Note: Increased quality settings may reduce performance, and quality settings are persistent… so if you crank them way up, be aware that subsequent comps may see diminished performance until you remember to turn this slider back down to a more reasonable level. Also, AE defaults to a quality of 8… if adjusting the slider, keep your adjustments small until you see improvement, there’s probably no need to immediately set the slider to 100. Values below 24 are decent quality and should be reasonably interactive on most systems, while a value of 32 to 64 should be enough for final quality renders in most cases.

 

  • In the Advanced 3D Render Options, the Smoothness and Casting Box settings only apply to Environmental shadows and have no effect on Spot lights or Parallel lights.

 

 

Bonus:

 

A subtle feature recently added to After Effects allows a layer that is receiving a shadow to override the “natural” color of the received shadow. This applies to regular 3D layers as well as layers that are designated as “shadow catchers.”

While this feature was interesting with Environmental Shadows, the addition of Spot and Parallel shadows has truly elevated the creative potential of this feature. In a realistic composition tweaking the color can help fine-tune a shadow to match an existing background element, but it is also very useful (and crazy fun!) to create brightly-colored shadows for stylized effects and creative motion graphics.

 

 

Suggestions for Testing

 

  • Try mixing and matching different types of shadows (spot & parallel).
  • Experiment with different colors of lights and observe how the colors and shadows combine.
  • Combine an Environment light with Spot and/or Parallel lights
  • Try changing the shadow colors on receiving layers

1 reply

hellopaul4
Inspiring
June 6, 2025

Nice to have some more lighting/shadow options!

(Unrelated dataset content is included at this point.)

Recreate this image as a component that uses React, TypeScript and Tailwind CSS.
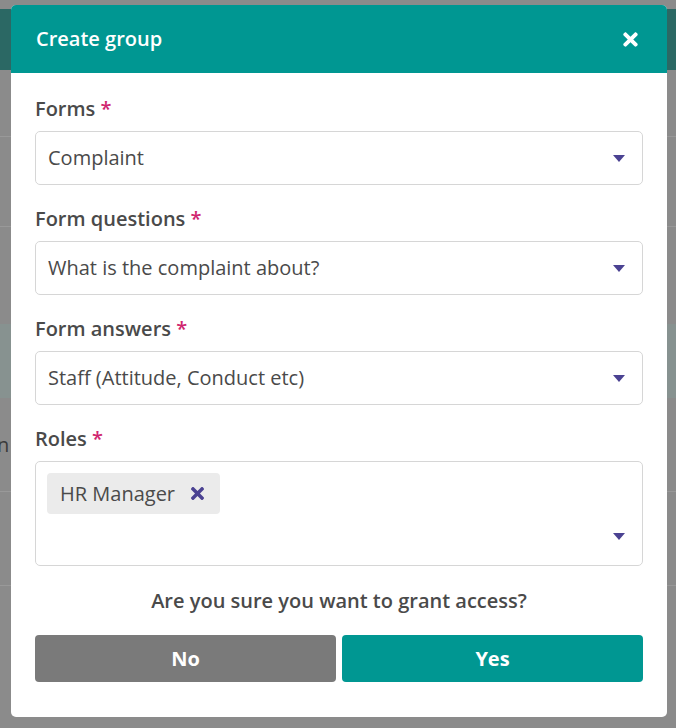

One thing I was wondering - in your "YO" example animation with the parallel yellow extrusion - how do you create that effect? I can imagine if volumetric shadows were a thing in AE that would be possible, but I'm unable to replicate it. Or is a complex combination of a moving shadow catcher with the Echo effect to "stack" the frames (I can replicate that, but it's a bit clumsy!)?

Adobe Employee
June 6, 2025

Good question! It is simply some extruded text casting a parallel shadow, animating the depth of the text/extrusion to make the shadow grow. On the receiving layer the shadow color was changed to bright yellow.